ALPHA measures tiny energy gap in antimatter with improved precision

Added: 2026-06-02

[00:00:06]And now this is the most precise measurements. We've improved by a factor of a hundred over our previous results on the exact value of this transition frequency. That frequency [music] has to do with a fundamental property of the hydrogen atom, so-called 21 centimeter line, >> [music] >> which has to do with the internal state of the spins in the hydrogen atom. This is an extremely ubiquitous transition.

[00:00:34]You see it everywhere you look. It's used to explain many, many things about [music] cosmology and the structure of galaxies.

[00:00:42]What we've done here [music] is asked, "How does that look in antimatter? Is that exactly the same frequency?"

[00:00:51]So, ALPHA is unique in the world in that we can create and hold on to antimatter atoms.

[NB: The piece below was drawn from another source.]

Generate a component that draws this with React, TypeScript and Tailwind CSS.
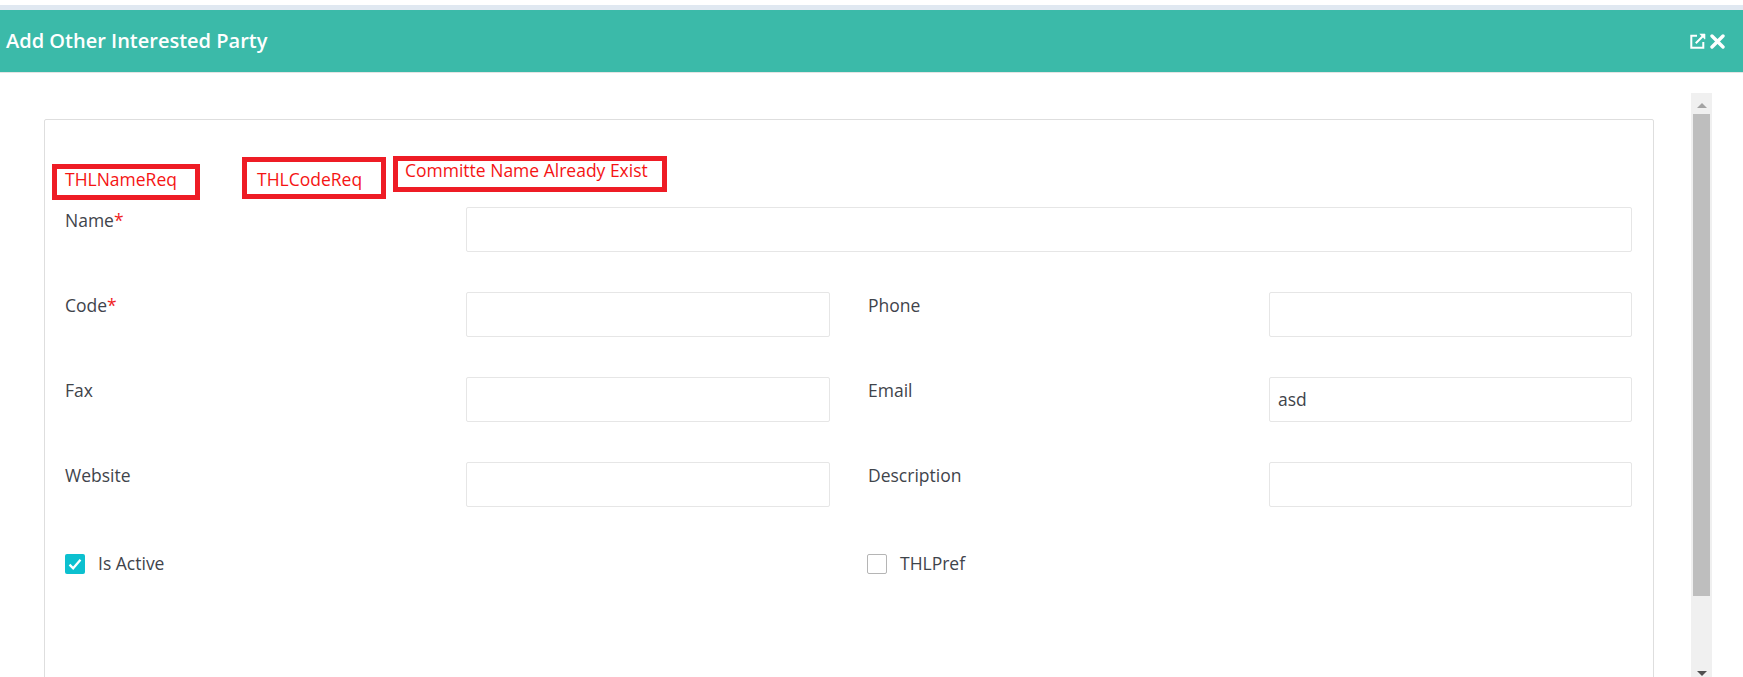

[00:00:59]Hold them in a magnetic bottle in ultra-high vacuum, and we can both make them, accumulate them, and then hold on to them to study.

[00:01:10]So, the experiment is something like overnight, we accumulate antihydrogen atoms until there are several thousand in our trap.

[00:01:19]Then we illuminate them with microwaves, and if they have the right frequency, the atoms will be lost. This leads us directly to be able to extract this 21 centimeter line frequency from antihydrogen. So, many techniques that have been built up over the years on producing, [music] trapping, detecting, and illuminating antihydrogen.

[00:01:46]But we have the full spectrum, uh pun intended, of what you can think about doing with a antimatter atom.

[00:01:54]So, we continue to push the limits of those precision measurements on antimatter. That's what we strive to do here in Alpha is compare matter and antimatter with the ultimate precision that we can obtain.